> **TASK DETAILS**
Work out how many lines in the listing below include the word "full"; answer with the number alone.
:: SOURCE DATA
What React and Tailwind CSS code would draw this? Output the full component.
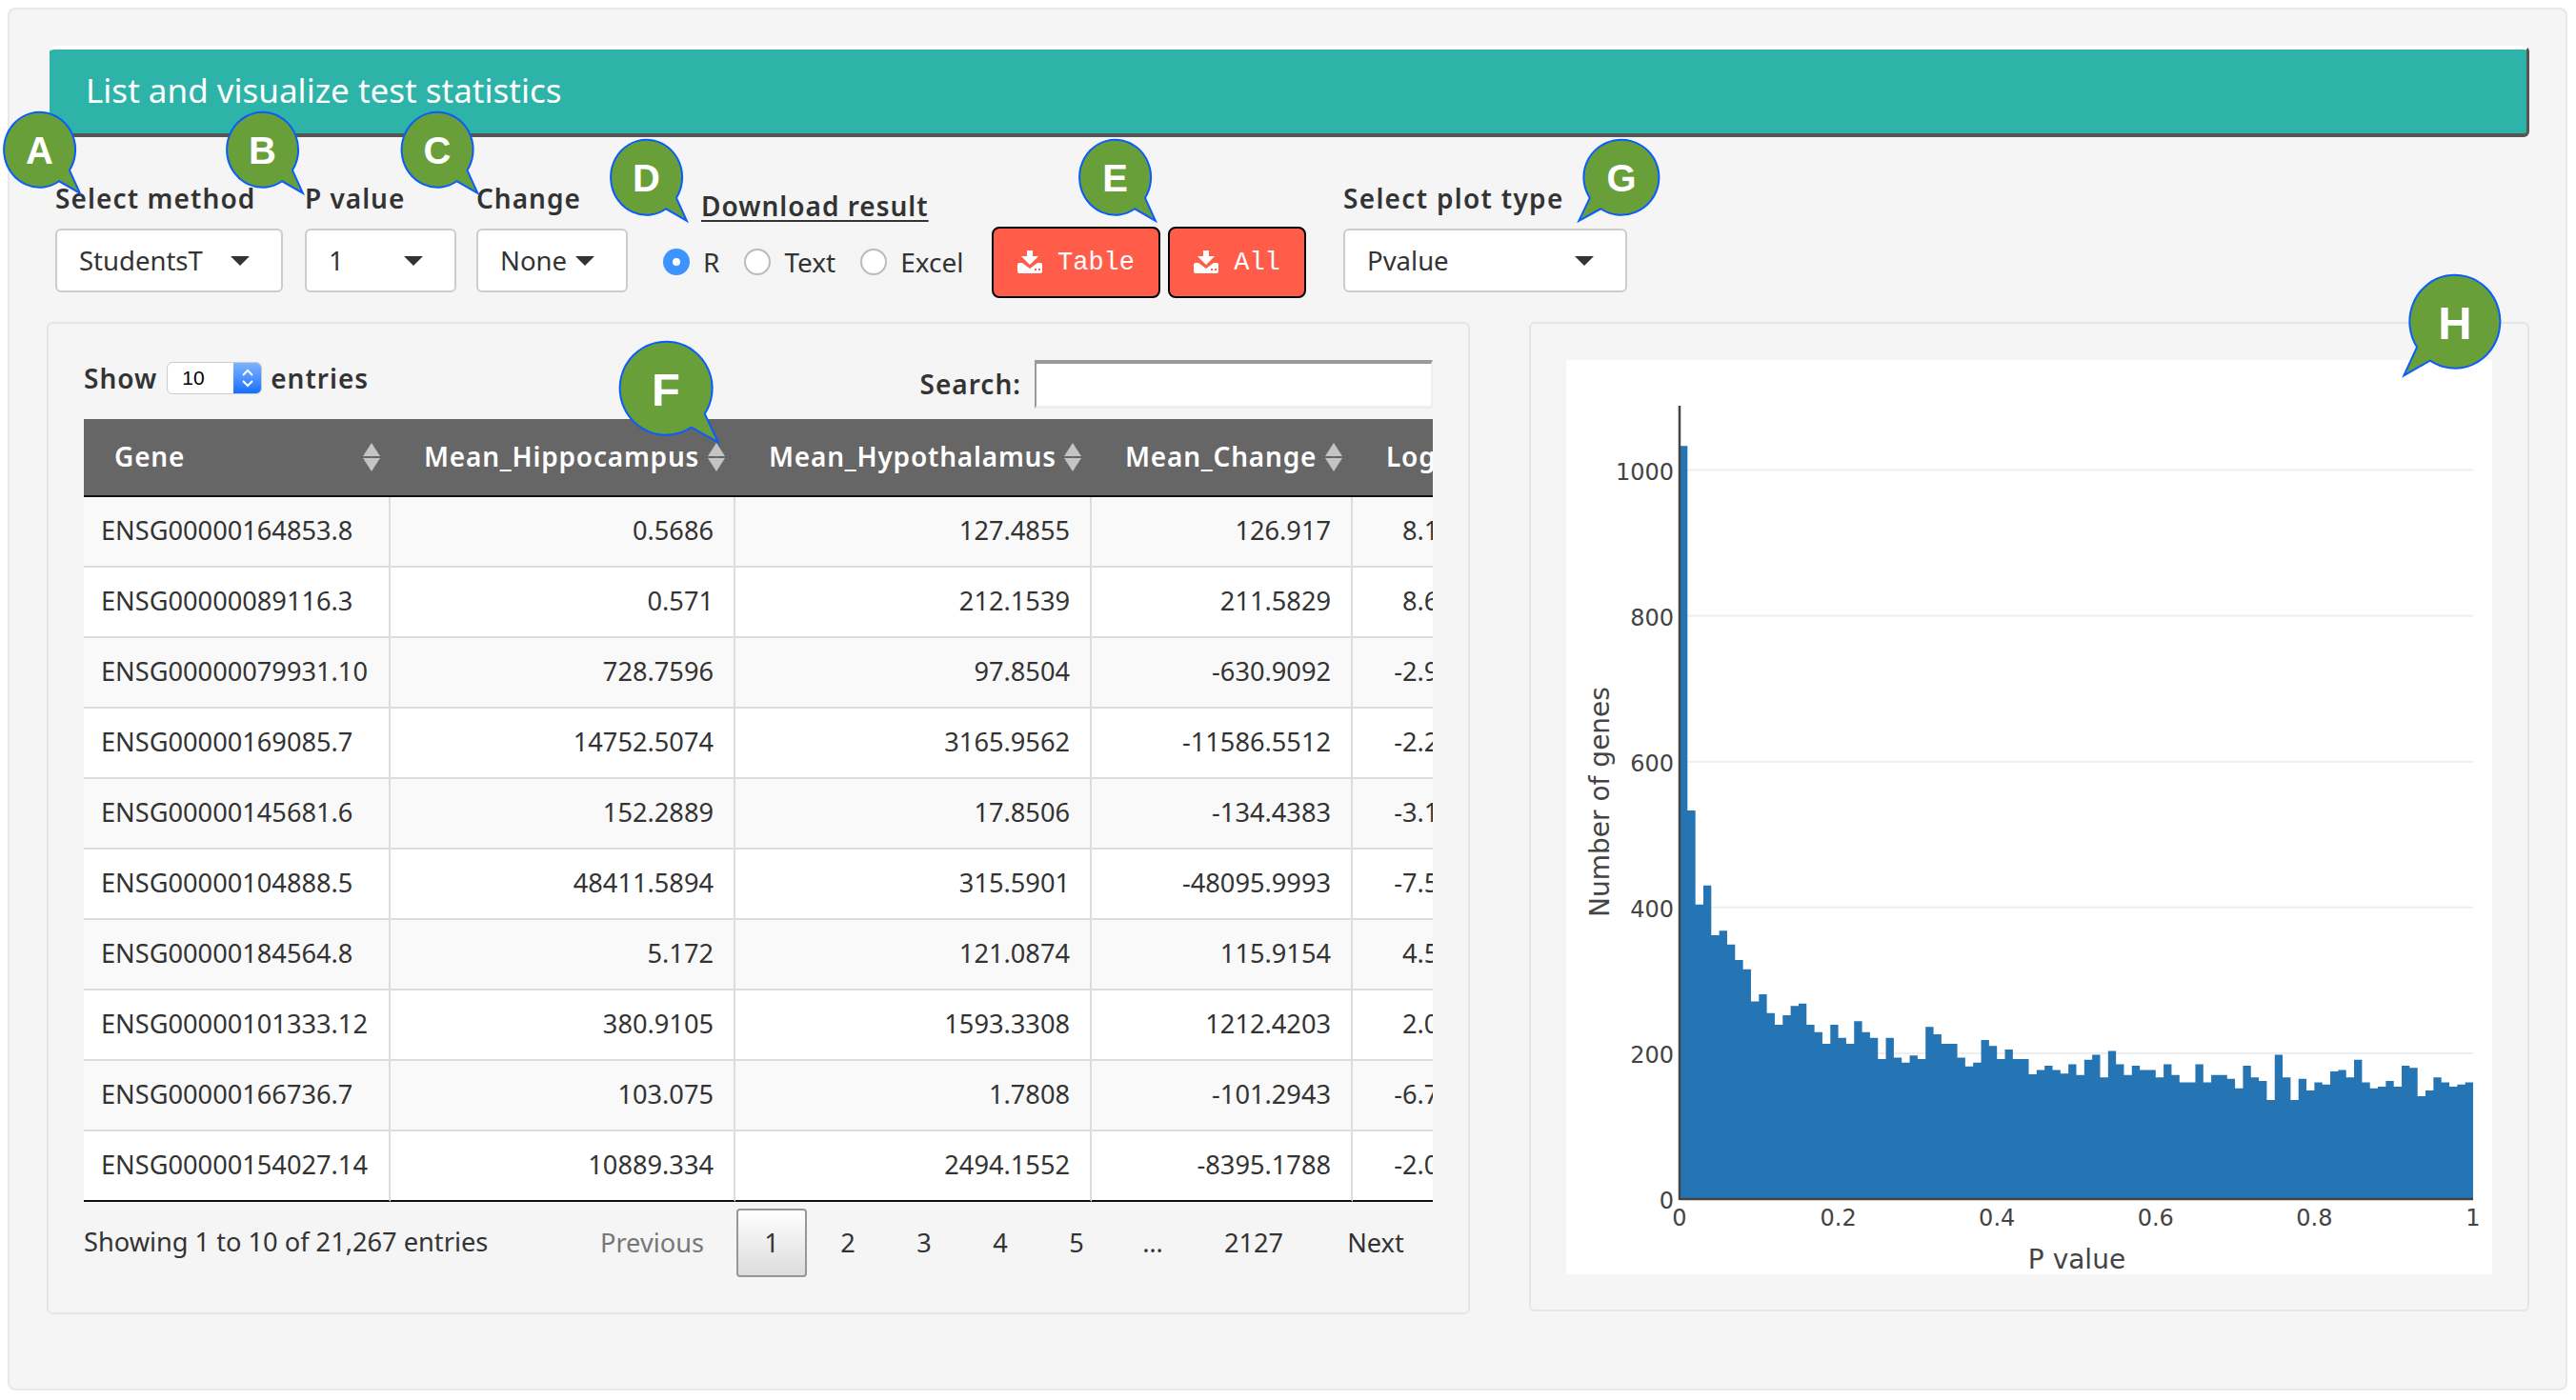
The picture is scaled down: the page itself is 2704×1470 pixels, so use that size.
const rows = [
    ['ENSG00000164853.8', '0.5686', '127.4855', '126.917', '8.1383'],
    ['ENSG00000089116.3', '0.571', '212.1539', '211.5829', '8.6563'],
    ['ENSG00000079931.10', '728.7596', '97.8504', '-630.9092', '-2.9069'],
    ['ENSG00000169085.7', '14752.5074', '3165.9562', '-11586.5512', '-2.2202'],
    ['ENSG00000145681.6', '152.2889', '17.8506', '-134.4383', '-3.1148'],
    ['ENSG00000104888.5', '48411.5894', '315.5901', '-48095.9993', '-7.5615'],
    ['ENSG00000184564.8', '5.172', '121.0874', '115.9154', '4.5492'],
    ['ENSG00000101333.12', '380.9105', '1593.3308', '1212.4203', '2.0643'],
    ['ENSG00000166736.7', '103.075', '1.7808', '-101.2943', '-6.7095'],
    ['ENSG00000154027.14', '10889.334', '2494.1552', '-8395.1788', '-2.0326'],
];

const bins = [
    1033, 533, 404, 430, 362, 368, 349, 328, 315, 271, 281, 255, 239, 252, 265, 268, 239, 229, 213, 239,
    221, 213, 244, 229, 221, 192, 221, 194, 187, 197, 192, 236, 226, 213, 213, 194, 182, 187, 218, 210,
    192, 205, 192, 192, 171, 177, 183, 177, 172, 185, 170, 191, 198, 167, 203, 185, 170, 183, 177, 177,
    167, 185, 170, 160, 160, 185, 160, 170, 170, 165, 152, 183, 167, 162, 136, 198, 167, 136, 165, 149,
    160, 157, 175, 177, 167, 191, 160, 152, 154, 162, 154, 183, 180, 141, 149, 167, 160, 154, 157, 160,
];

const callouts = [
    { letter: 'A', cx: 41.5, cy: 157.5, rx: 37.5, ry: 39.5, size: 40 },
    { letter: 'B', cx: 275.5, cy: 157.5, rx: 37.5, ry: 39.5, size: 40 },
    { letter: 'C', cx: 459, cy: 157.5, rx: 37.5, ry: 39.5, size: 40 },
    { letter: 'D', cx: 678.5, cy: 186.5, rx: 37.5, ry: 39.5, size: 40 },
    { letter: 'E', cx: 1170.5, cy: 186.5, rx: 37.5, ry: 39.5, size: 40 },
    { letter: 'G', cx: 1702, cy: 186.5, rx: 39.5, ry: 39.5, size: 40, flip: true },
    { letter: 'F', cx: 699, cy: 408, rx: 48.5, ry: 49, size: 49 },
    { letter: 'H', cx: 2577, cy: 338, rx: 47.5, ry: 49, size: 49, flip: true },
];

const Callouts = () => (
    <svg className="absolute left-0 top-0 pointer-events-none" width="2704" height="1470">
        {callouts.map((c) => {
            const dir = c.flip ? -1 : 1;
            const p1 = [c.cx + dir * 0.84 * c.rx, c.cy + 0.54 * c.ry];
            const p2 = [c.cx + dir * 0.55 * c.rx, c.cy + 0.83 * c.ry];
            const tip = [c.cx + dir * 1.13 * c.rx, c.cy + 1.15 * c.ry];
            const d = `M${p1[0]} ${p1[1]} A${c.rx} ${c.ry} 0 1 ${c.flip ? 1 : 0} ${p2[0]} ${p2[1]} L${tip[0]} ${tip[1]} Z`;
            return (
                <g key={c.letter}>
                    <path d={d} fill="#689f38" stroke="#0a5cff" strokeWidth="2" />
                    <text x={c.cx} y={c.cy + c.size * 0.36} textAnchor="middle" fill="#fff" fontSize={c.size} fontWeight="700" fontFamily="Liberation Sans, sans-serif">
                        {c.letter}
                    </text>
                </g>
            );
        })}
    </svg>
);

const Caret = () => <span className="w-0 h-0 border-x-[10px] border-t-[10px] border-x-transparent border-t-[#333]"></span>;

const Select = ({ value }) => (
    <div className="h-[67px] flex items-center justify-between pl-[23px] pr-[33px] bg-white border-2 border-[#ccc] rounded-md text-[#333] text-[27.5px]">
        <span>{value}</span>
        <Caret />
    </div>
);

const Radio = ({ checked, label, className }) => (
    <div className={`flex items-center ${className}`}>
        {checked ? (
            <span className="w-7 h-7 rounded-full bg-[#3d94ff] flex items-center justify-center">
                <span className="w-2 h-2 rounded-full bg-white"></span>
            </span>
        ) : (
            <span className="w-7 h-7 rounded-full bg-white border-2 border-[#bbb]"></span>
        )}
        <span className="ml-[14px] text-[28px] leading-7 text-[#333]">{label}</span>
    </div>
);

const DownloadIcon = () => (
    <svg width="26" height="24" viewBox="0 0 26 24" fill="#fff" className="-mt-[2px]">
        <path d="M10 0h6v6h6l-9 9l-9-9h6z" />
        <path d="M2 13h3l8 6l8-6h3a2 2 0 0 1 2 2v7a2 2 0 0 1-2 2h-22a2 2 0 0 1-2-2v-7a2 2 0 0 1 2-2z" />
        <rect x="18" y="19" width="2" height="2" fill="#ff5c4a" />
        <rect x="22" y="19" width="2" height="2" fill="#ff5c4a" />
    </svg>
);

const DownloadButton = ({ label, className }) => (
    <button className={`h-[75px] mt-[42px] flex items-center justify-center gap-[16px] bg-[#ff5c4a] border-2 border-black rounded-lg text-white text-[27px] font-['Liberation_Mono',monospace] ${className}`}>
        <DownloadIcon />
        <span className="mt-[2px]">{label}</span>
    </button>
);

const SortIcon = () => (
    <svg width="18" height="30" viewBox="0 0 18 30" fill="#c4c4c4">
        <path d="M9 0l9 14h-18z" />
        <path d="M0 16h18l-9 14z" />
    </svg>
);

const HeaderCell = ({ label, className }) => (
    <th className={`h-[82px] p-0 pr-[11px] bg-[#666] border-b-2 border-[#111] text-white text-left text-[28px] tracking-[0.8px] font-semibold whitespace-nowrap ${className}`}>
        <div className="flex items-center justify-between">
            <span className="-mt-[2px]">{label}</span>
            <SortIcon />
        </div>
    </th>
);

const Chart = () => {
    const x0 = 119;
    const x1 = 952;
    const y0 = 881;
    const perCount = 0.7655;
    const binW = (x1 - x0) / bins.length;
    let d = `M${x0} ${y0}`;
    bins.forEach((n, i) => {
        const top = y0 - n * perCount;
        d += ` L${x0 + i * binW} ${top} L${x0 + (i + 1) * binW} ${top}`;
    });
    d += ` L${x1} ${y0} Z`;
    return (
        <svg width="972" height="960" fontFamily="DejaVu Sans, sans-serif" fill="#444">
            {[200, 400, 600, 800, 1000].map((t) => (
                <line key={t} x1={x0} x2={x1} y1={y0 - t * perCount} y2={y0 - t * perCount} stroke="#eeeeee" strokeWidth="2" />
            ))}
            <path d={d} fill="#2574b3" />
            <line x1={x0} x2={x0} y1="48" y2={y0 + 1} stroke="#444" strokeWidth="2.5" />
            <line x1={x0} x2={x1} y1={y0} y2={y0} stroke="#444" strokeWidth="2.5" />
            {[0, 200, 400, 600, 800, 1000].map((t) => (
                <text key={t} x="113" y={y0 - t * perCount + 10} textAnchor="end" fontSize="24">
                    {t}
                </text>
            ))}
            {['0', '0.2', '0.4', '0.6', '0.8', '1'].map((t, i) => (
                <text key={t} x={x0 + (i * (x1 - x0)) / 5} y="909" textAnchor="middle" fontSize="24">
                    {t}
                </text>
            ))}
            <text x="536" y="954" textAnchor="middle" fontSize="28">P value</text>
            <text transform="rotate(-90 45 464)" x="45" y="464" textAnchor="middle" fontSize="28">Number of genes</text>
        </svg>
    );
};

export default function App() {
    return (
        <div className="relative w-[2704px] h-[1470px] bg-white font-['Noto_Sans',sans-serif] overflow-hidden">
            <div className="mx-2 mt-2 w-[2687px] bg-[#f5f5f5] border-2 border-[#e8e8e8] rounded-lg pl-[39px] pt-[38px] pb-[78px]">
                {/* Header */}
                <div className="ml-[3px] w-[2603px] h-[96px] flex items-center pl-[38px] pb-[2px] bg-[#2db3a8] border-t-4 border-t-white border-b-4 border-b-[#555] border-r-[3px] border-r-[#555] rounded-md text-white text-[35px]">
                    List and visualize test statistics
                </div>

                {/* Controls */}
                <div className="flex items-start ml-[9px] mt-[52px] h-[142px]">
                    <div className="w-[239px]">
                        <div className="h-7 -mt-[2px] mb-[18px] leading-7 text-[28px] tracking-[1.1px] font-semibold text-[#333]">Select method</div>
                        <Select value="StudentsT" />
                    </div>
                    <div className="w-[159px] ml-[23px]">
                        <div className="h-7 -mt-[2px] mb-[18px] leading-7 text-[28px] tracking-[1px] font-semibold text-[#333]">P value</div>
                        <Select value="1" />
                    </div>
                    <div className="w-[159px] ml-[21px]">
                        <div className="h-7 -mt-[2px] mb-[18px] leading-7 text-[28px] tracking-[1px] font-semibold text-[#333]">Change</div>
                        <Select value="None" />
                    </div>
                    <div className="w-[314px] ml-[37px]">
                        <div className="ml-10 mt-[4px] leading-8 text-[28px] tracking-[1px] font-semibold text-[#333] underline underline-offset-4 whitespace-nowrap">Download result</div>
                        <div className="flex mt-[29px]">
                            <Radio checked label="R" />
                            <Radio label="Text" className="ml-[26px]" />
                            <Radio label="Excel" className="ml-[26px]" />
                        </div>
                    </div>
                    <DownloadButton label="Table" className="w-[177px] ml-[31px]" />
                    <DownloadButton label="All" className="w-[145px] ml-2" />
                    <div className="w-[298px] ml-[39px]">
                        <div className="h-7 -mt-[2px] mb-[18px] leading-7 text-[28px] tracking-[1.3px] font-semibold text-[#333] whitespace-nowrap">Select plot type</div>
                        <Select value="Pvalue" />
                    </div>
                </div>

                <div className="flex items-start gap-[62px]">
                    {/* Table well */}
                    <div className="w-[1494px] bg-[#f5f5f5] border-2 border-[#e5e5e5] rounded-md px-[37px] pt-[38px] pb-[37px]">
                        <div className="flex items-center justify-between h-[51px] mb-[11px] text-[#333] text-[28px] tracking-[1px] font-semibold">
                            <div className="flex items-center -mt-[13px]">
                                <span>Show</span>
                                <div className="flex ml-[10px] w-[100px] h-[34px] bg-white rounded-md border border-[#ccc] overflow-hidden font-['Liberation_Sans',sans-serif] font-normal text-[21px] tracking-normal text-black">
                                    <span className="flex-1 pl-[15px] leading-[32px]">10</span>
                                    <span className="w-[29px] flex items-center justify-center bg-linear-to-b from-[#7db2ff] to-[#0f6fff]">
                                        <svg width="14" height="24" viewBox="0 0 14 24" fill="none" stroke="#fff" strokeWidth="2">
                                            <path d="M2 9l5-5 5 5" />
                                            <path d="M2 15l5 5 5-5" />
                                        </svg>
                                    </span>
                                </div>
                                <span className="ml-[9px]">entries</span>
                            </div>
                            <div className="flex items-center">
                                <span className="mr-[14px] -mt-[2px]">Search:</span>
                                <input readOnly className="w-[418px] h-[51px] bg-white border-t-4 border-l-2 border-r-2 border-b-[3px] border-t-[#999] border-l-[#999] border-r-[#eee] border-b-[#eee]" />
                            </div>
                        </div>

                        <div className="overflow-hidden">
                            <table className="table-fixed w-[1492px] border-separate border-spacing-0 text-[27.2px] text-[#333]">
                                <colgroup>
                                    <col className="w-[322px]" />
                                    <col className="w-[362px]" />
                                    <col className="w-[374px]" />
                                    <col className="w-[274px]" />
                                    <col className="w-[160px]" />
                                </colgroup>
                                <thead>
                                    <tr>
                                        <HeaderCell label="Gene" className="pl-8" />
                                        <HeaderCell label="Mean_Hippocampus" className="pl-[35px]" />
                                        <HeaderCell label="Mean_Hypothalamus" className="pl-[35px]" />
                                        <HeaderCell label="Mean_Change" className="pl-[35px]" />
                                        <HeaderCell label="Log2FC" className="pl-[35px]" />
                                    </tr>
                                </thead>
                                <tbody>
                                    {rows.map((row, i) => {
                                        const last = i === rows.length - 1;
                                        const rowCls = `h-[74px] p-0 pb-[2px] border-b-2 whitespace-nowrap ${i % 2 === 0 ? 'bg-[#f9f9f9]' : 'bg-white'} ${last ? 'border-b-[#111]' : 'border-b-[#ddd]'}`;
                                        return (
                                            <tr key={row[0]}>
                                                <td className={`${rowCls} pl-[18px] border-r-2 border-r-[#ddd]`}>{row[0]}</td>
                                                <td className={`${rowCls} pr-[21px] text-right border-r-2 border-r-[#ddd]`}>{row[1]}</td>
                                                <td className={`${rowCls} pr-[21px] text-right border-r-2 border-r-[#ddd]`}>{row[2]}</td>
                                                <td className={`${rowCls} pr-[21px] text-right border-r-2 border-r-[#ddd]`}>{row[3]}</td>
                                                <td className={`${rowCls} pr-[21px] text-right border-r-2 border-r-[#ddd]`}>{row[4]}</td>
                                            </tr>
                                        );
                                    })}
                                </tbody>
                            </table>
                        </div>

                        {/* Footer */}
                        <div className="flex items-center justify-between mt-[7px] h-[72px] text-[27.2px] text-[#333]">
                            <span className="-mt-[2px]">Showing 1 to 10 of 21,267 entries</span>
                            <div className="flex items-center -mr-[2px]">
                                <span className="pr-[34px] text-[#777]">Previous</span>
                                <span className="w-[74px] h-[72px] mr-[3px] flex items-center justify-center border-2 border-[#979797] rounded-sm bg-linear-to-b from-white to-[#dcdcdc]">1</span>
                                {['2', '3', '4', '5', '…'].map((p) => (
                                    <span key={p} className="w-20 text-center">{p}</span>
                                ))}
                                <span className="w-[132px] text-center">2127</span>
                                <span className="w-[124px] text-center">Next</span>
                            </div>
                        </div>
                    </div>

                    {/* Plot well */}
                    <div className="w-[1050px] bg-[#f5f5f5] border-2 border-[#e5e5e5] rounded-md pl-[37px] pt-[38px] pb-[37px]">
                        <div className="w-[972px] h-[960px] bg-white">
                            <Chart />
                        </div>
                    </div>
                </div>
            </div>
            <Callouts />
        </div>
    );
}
::::
> **ANSWER BELOW**
4